■ **WHAT YOU WILL DO**:
Select the lines below containing the word "React".
◆ ◆ ◆ ◆ ◆
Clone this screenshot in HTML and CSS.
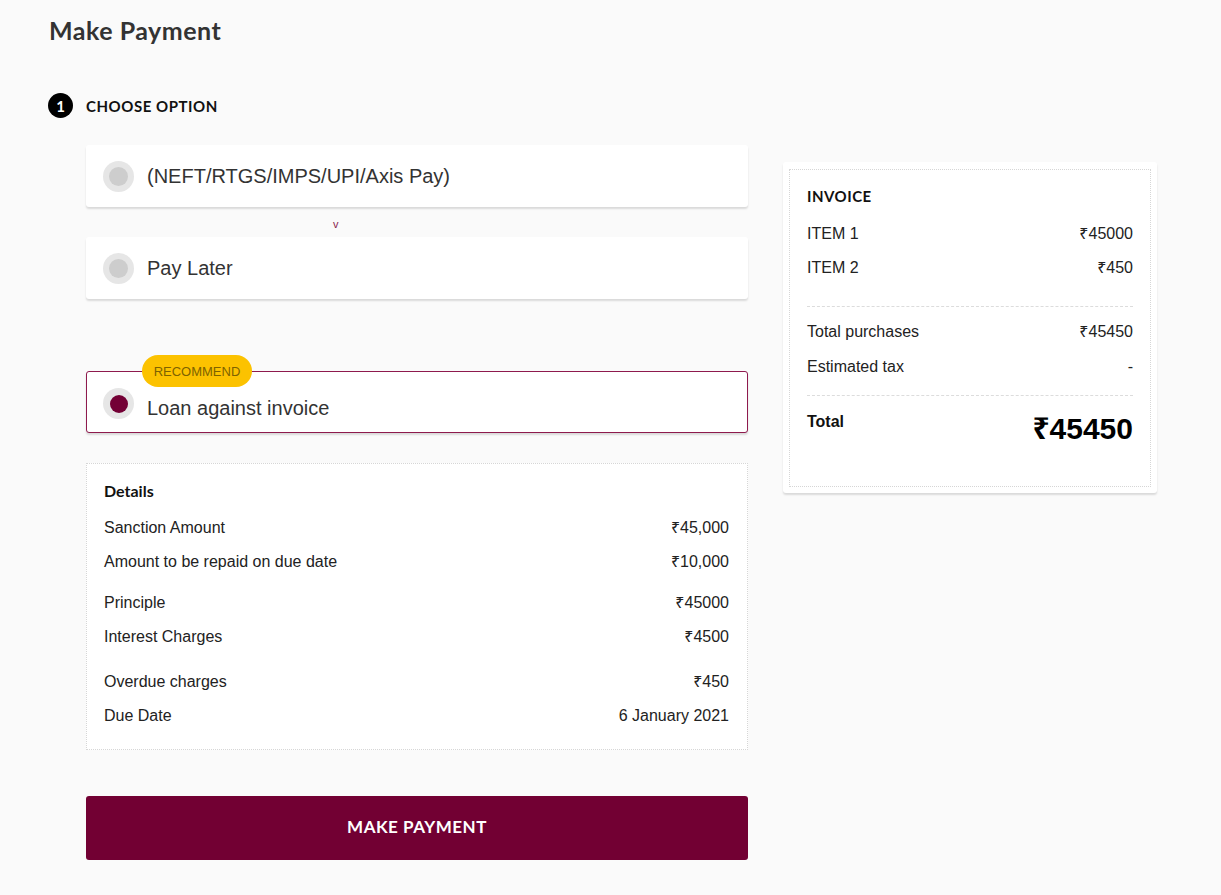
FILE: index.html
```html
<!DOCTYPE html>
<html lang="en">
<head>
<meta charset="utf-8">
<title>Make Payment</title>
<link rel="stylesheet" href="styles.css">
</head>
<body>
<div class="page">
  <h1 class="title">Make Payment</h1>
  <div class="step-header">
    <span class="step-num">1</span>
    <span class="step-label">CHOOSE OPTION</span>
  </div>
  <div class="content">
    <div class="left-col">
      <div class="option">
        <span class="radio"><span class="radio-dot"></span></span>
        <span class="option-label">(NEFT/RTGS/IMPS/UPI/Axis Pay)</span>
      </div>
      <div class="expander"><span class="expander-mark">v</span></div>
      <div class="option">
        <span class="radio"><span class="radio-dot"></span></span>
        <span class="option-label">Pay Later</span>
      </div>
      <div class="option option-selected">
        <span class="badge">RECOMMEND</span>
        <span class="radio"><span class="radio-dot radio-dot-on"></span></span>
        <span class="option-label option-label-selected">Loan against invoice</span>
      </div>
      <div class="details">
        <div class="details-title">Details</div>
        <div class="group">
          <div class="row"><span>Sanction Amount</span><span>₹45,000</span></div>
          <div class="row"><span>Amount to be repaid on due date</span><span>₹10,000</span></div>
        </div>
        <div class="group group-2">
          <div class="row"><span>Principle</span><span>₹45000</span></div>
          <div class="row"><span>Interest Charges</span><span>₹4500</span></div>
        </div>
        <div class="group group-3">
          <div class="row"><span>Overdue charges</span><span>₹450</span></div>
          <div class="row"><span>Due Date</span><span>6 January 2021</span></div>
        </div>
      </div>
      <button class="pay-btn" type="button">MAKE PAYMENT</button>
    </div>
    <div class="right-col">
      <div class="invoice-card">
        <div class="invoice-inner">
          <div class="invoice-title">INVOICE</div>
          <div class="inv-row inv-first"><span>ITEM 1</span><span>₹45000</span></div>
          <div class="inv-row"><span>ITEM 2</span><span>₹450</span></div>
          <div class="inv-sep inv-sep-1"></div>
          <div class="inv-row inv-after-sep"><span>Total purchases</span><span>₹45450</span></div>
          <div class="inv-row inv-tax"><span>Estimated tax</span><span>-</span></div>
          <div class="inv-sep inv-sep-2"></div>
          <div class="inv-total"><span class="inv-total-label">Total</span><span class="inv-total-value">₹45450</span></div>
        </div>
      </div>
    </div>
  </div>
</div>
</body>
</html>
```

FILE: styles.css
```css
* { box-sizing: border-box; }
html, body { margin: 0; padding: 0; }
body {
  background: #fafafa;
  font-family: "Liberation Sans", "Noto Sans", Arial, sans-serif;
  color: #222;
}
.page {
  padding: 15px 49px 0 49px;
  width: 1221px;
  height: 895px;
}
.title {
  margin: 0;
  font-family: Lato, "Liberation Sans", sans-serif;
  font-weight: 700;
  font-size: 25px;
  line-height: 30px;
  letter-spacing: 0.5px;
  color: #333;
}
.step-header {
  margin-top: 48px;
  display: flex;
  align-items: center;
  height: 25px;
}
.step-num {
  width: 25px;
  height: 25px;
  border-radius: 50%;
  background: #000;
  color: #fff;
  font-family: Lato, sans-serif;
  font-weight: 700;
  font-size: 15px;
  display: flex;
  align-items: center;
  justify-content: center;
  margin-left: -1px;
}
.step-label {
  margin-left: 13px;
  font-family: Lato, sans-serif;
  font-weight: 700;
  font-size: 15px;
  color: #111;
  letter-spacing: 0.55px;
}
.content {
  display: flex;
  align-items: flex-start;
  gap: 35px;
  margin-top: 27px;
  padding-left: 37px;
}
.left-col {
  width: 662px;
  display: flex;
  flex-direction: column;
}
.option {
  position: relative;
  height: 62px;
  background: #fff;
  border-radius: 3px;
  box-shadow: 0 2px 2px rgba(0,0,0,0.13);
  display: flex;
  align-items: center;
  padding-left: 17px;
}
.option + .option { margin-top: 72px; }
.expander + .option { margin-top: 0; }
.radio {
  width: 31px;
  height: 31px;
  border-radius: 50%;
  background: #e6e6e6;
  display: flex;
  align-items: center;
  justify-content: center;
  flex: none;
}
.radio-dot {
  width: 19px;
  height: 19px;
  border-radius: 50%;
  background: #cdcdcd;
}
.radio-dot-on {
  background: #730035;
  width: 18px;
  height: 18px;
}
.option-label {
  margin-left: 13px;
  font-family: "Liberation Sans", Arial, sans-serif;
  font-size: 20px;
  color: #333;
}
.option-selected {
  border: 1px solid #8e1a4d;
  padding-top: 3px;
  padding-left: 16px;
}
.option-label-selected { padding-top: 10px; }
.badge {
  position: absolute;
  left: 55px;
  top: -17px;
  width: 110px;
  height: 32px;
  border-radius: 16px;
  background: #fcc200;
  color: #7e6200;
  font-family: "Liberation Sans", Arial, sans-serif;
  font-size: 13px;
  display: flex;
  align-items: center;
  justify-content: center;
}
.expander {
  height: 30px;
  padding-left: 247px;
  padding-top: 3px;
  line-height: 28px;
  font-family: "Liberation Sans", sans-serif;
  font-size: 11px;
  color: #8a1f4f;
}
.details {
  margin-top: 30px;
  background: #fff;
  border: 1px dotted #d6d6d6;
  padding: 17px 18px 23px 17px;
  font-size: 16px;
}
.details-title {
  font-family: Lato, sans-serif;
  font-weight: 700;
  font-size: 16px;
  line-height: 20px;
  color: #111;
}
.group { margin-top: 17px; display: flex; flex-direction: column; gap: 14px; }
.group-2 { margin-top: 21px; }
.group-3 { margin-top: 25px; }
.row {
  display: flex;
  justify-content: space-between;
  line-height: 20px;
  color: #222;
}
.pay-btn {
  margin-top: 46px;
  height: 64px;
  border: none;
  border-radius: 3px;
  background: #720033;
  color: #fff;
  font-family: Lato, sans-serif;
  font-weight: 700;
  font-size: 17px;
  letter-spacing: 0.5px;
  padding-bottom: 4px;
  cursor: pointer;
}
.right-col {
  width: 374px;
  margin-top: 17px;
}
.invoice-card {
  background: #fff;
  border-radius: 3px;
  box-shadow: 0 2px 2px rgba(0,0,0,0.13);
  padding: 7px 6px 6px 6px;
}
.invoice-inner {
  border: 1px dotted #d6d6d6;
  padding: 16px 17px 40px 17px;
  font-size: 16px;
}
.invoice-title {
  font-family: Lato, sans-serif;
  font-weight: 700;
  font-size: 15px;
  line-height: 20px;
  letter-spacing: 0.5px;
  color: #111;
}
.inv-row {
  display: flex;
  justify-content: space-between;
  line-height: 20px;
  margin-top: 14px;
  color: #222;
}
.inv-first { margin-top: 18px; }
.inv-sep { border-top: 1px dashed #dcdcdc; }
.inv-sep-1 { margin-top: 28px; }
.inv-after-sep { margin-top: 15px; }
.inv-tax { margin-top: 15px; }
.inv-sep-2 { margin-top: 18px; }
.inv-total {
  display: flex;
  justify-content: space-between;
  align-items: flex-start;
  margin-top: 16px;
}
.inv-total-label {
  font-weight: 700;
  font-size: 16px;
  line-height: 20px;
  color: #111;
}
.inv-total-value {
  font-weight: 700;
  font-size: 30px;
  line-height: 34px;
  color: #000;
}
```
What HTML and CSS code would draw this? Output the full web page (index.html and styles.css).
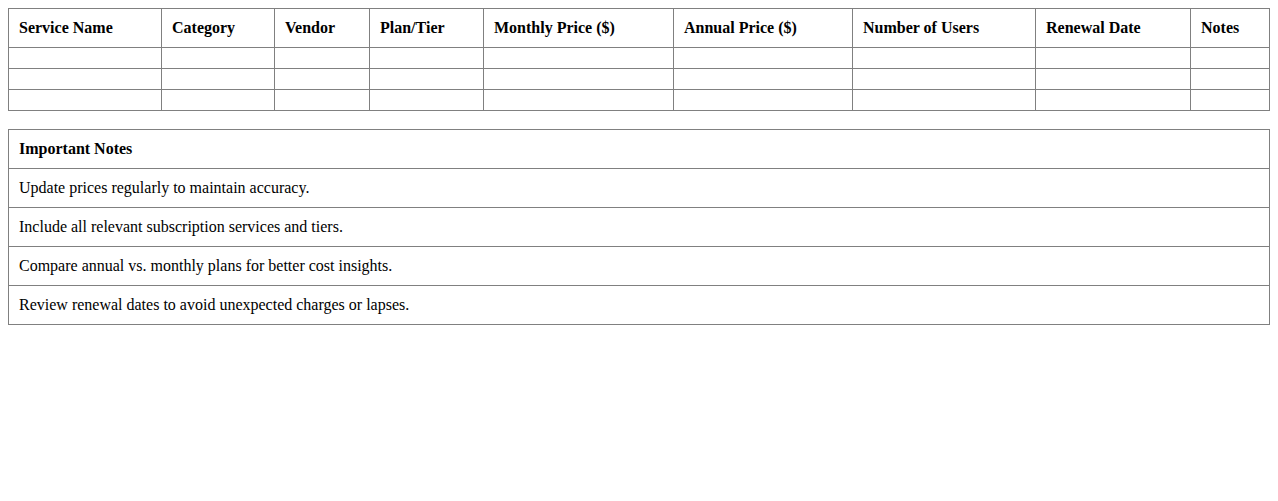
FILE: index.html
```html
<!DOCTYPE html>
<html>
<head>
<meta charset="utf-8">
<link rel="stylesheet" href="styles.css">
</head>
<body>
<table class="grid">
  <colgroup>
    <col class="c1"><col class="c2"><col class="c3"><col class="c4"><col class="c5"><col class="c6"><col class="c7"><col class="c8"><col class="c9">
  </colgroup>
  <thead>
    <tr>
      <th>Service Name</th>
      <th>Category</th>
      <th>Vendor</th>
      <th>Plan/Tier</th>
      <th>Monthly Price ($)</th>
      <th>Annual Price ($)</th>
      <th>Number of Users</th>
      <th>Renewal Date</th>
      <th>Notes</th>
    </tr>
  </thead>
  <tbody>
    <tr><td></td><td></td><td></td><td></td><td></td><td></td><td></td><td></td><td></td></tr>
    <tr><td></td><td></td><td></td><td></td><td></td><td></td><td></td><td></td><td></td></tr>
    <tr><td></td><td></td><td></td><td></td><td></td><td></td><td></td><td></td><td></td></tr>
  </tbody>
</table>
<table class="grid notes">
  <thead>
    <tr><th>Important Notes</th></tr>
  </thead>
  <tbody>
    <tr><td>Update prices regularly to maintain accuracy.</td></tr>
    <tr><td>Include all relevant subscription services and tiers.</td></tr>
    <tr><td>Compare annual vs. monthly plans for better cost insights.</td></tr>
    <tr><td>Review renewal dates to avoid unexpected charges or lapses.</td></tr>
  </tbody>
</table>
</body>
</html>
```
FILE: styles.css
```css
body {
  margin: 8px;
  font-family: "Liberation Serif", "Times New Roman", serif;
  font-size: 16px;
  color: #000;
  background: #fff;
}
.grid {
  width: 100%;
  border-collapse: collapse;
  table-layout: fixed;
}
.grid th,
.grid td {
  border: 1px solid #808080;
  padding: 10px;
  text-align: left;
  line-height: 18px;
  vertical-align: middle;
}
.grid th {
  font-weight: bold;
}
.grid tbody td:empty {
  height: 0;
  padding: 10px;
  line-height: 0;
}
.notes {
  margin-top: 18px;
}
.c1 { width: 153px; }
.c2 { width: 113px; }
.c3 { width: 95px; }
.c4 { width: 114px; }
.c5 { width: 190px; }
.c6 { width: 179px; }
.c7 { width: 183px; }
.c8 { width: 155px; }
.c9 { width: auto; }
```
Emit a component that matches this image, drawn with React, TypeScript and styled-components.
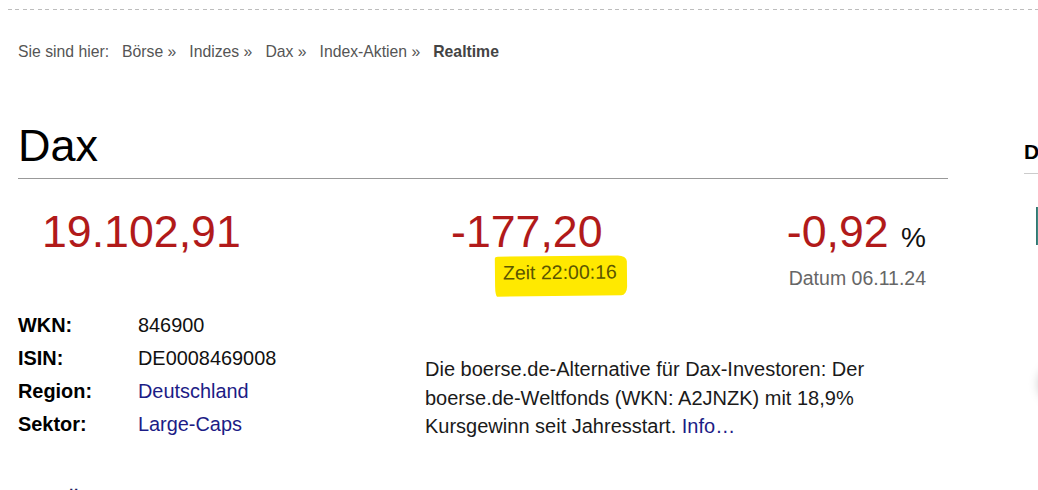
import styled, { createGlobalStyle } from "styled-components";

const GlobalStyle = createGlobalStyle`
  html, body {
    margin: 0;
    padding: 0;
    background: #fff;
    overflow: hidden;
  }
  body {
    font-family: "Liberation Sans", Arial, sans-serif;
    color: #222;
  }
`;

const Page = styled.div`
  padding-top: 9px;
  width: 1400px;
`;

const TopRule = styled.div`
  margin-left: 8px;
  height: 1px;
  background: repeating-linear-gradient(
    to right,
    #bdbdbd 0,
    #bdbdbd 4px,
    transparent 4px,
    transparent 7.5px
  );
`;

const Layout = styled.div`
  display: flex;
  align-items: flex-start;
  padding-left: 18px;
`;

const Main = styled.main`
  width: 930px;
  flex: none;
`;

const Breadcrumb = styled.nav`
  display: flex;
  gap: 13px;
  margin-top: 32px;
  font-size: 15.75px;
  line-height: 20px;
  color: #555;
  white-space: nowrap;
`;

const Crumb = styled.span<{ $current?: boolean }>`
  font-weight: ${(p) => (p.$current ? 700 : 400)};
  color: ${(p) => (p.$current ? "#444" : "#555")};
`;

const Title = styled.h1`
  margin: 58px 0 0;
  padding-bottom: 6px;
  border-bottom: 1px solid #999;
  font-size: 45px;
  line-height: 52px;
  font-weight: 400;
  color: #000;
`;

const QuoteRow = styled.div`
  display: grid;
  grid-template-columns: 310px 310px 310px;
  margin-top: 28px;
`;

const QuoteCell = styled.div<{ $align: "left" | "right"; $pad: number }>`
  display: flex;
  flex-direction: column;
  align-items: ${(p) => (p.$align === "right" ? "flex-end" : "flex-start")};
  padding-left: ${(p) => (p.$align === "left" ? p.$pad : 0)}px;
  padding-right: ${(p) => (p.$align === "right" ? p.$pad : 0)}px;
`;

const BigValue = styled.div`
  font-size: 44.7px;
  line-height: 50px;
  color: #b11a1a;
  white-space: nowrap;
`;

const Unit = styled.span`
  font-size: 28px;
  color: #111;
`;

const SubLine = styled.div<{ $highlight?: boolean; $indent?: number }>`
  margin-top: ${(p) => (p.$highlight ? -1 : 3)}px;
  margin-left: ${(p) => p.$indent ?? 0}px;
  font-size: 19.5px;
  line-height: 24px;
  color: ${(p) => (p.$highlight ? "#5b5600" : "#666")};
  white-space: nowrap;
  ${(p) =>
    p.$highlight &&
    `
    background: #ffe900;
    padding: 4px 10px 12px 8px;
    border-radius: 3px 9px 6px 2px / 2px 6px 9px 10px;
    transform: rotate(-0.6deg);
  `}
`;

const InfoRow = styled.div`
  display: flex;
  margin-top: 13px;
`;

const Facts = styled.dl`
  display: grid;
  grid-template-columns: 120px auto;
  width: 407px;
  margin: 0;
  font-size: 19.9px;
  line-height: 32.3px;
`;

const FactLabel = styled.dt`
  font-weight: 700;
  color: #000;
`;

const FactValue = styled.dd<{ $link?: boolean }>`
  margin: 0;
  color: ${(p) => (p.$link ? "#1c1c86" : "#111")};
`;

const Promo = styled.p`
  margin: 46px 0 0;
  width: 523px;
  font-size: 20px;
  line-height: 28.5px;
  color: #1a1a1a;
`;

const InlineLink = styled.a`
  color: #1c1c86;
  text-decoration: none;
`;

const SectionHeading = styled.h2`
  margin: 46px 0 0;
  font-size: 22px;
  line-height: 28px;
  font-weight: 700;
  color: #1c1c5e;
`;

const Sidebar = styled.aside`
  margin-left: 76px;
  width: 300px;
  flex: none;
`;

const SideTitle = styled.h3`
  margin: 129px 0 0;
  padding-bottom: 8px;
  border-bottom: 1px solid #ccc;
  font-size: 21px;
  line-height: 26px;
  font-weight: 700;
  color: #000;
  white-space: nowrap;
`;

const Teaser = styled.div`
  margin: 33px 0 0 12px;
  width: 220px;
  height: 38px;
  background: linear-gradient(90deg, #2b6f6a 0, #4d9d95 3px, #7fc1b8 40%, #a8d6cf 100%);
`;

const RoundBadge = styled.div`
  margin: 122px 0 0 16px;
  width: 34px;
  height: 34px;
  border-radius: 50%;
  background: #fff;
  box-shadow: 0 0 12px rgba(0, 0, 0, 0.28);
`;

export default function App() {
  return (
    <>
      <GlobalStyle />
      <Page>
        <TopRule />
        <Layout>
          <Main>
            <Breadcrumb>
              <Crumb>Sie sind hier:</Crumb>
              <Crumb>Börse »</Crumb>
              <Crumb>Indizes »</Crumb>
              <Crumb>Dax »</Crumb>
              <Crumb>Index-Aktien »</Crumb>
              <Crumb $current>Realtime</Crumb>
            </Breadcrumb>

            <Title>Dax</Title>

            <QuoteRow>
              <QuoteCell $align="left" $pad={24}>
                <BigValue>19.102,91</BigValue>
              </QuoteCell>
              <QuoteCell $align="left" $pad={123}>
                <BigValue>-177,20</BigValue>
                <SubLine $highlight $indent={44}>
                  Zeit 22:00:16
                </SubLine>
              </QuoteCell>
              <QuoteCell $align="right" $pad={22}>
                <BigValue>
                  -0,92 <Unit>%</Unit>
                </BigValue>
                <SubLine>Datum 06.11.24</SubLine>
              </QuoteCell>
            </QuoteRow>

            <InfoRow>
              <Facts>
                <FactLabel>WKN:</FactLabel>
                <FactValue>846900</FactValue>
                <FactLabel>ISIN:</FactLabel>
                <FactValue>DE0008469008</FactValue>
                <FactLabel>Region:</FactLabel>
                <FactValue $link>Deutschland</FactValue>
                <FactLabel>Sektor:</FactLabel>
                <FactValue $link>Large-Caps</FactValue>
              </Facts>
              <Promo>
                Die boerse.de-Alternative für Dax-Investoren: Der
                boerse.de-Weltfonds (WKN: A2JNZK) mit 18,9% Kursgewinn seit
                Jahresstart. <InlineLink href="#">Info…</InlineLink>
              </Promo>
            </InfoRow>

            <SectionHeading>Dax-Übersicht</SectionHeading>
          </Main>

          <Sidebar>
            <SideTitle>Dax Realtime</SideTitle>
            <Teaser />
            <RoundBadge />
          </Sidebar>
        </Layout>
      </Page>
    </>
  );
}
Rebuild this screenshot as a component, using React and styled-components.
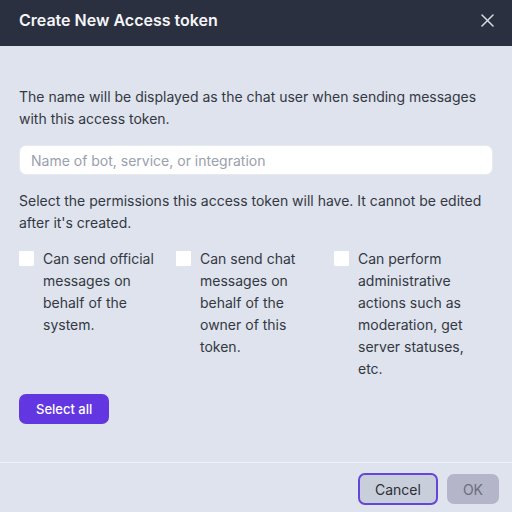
◆ ◆ ◆ ◆ ◆
■ **FINISHED ANSWER**:
Emit a component that matches this image, drawn with React, TypeScript and styled-components.
Rebuild this screenshot as a component, using React and styled-components.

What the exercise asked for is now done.